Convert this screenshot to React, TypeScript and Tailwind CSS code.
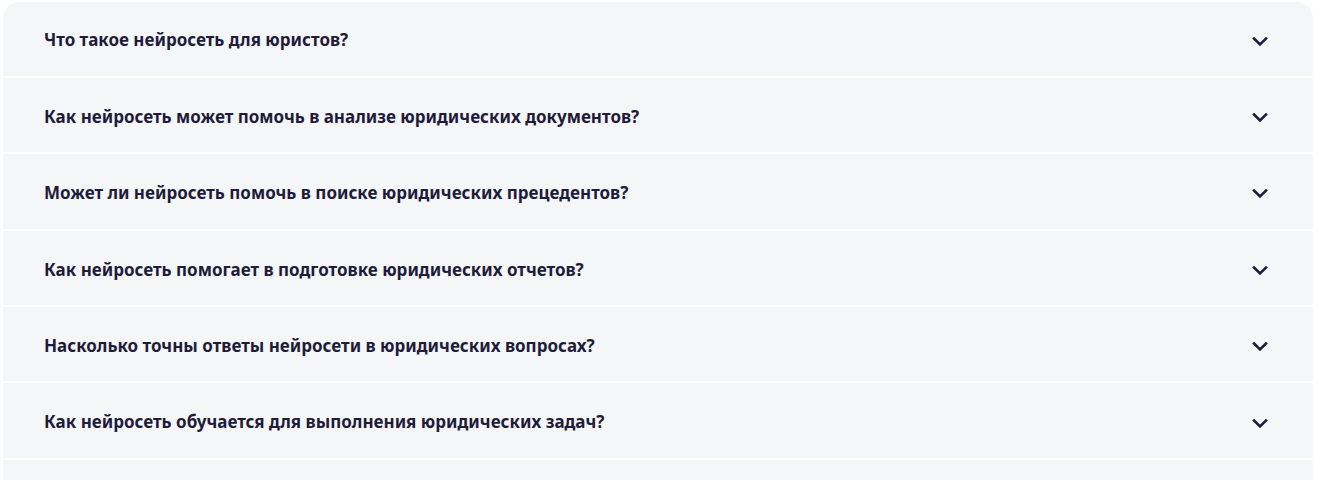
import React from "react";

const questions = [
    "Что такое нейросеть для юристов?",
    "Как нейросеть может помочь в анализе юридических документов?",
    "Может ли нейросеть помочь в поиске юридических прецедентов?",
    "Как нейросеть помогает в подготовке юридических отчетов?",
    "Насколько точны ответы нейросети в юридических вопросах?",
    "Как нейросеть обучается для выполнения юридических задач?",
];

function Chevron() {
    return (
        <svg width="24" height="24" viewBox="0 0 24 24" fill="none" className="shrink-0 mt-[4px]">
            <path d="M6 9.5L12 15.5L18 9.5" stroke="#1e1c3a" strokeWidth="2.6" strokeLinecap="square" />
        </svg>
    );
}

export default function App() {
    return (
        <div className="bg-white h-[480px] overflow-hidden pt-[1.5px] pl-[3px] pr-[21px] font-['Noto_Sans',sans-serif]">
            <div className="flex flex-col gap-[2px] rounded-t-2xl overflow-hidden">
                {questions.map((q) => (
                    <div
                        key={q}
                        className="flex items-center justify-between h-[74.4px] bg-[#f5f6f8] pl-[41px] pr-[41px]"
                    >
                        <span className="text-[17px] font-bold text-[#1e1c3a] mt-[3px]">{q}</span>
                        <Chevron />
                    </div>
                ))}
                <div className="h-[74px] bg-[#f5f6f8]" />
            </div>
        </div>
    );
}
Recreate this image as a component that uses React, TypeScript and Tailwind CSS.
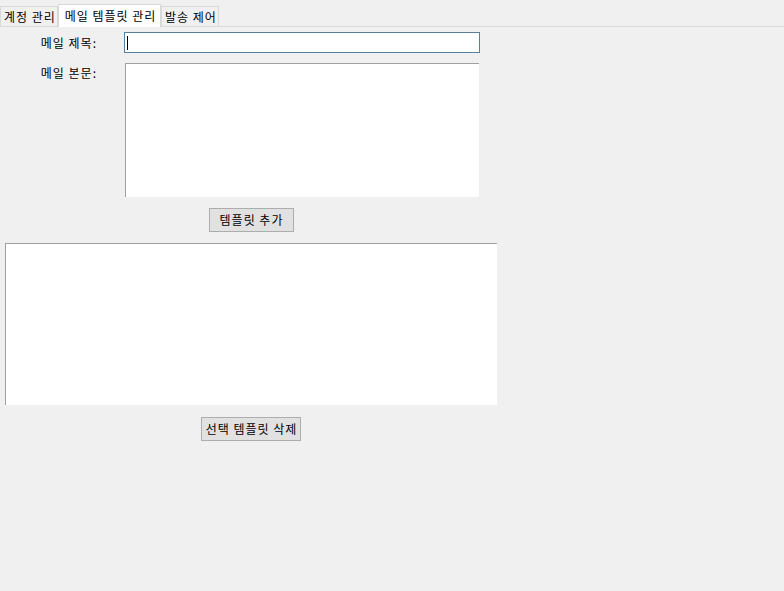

********

__Job__
Return only the lines from the start of the data through the line that contains "import React from", please, copying them exactly and omitting all pictures.

__Full answer__
Convert this screenshot to React, TypeScript and Tailwind CSS code.
import React from "react";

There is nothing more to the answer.